Crucially, the Public Finance Act 1989 and its provisions relating to Crown Bank Accounts and departmental bank accounts do not apply to the operation of the CSA. The legislative basis of the CSA is section 116(e) of the Reserve Bank of New Zealand Act 2021, allowings the Reserve Bank to ‘provide settlement accounts for persons approved by the Reserve Bank’.[14] This is peculiar in in the context of government finance internationally, as the establishment and operations of government bank accounts at the central bank are often legislated. Examples of this include section 53(3) of the Public Governance, Performance and Accountability Act (PGPA Act) 2013 in Australia and the Audit and Exchequer Departments Act 1866 (the 1866 Act) in the UK.
Section 53(3) of the PGPA Act 2013 states that ‘the Finance Minister must, on behalf of the Commonwealth, open and maintain a central bank account with the Reserve Bank of Australia’. The 1866 Act governs the operations of the Consolidated Fund, which is equivalent to the CSA in the UK context.
Conclusion
There is a lot we still don’t know about the CSA. Its exact structure, namely whether it is one account or several, is unknown to the public.[15] The exact operations which surround it are also something of a mystery. There is likely a daily settlement account similar to the Consolidated Fund which ends the day on a nil balance, from which all Government transactions are settled daily. However, it is clear from Reserve Bank literature and knowledge of how the system operates that the CSA is the source of all government expenditure. The balance of the CSA is irrelevant to the ability of the government to spend money.
This pierces the veil of the myth that the government is like a household and has to pursue cuts to crucial public services to maintain its ‘financial stability’.
[1] Reserve Bank of New Zealand, 2020, Annual Report: 2019-2020, p. 117
[2] Jan Frazer, 2004, Liquidity Management in the New Zealand Banking System, Reserve Bank Bulletin Vol. 67, No. 4, p. 5
[3] The Treasury, 2011, Putting it Together, p. 60
[4] Berkeley et al., 2022, The Self-Financing State, UCL IIPP Working Paper
[5] Reserve Bank of New Zealand, 2020, p. 121
[6] Ibid
[7] As noted by Berkeley et al. (2022) in their paper ‘The Self-Financing State’, in the absence of adequete cash management, expenditure from the Consolidated Fund (the UK’s CSA) will ‘result in a W&M advance [i.e., an overdraft] at the end of the day by default. Such an outcome is entirely within the discretion of HM Treasury and explains how and why any spending authorised by Parliament happens without constraint in all circumstances’ (p. 15).
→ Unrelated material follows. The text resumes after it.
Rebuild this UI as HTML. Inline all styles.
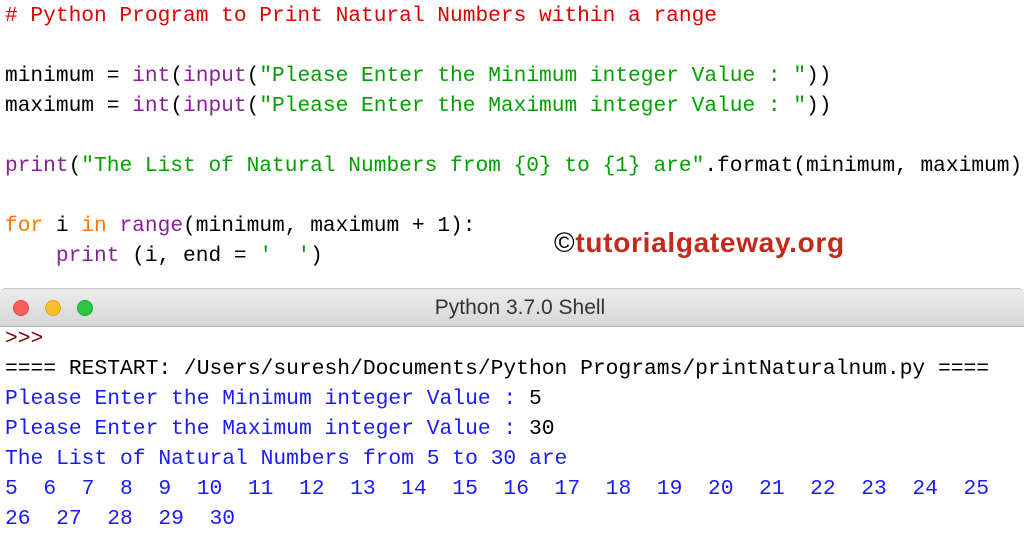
<!DOCTYPE html>
<html><head><meta charset="utf-8"><style>
body{margin:0;width:1024px;height:537px;background:#fff;overflow:hidden;position:relative;font-family:"Liberation Mono",monospace}
.code{position:absolute;left:5px;top:1px;font-size:21.2px;line-height:30px;white-space:pre;color:#000}
.r{color:#dd0000}.p{color:#8a1f9a}.g{color:#00a000}.o{color:#ff7700}
.wm{position:absolute;left:554px;top:227px;font-family:"Liberation Sans",sans-serif;font-weight:bold;font-size:28px;color:#c22a1a;letter-spacing:0.7px}
.wm span{color:#000;font-weight:normal}
.bar{position:absolute;left:0;top:288px;width:1024px;height:37px;background:linear-gradient(#ececec,#d6d6d6);border-top:1px solid #c8c8c8;border-bottom:1px solid #b0b0b0;border-radius:6px 6px 0 0}
.dot{position:absolute;top:11px;width:14px;height:14px;border-radius:50%}
.title{position:absolute;left:0;width:1040px;text-align:center;top:7px;font-family:"Liberation Sans",sans-serif;font-size:21px;color:#333}
.shell{position:absolute;left:5px;top:324px;font-size:21.3px;line-height:30px;white-space:pre;color:#000}
.b{color:#1a1aff}.dr{color:#800000}
</style></head><body>
<div class="code"><span class="r"># Python Program to Print Natural Numbers within a range</span>

minimum = <span class="p">int</span>(<span class="p">input</span>(<span class="g">"Please Enter the Minimum integer Value : "</span>))
maximum = <span class="p">int</span>(<span class="p">input</span>(<span class="g">"Please Enter the Maximum integer Value : "</span>))

<span class="p">print</span>(<span class="g">"The List of Natural Numbers from {0} to {1} are"</span>.format(minimum, maximum))

<span class="o">for</span> i <span class="o">in</span> <span class="p">range</span>(minimum, maximum + 1):
    <span class="p">print</span> (i, end = <span class="g">'  '</span>)</div>
<div class="wm"><span>©</span>tutorialgateway.org</div>
<div class="bar">
<div class="dot" style="left:13px;background:#fc5f57;border:0.5px solid #de4a42"></div>
<div class="dot" style="left:45px;background:#fdbc2e;border:0.5px solid #dea226"></div>
<div class="dot" style="left:77px;background:#28c840;border:0.5px solid #1fa831"></div>
<div class="title">Python 3.7.0 Shell</div>
</div>
<div class="shell"><span class="dr">&gt;&gt;&gt;</span>
==== RESTART: /Users/suresh/Documents/Python Programs/printNaturalnum.py ====
<span class="b">Please Enter the Minimum integer Value : </span>5
<span class="b">Please Enter the Maximum integer Value : </span>30
<span class="b">The List of Natural Numbers from 5 to 30 are
5  6  7  8  9  10  11  12  13  14  15  16  17  18  19  20  21  22  23  24  25
26  27  28  29  30</span></div>
</body></html>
[8] Callaghan, Hawthorn and Poskitt, 2023, How the Reserve Bank Implements Monetary Policy, Reserve Bank Bulletin Vol. 86, No. 3, p. 4
[9] Knowles, Austin and Kerr, 2023, Money Creation in New Zealand, Reserve Bank Bulletin Vol. 86, No. 1, p. 3
[10] Huxley and Reddell, 1996, Implementing Monetary Policy in New Zealand, Reserve Bank Bulletin Vol. 59 No.4, p. 309
[11] Archer, Brookes and Reddell, 1999, A Cash Rate System for Implementing Monetary Policy, Reserve bank Bulletin Vol. 62 No. 1, p. 5
[12] Karen Silk, 2024, Liquidity Management: Principles for Liquidity Provision and the End of an Abundant Era, Reserve Bank of New Zealand, p. 6
[13] Frazer 2004, pp. 5-6
[14] Reserve Bank of New Zealand Act 2021
[15] For instance, the Reserve Bank’s analytical accounts data refers to the Crown Settlement Accounts (plural).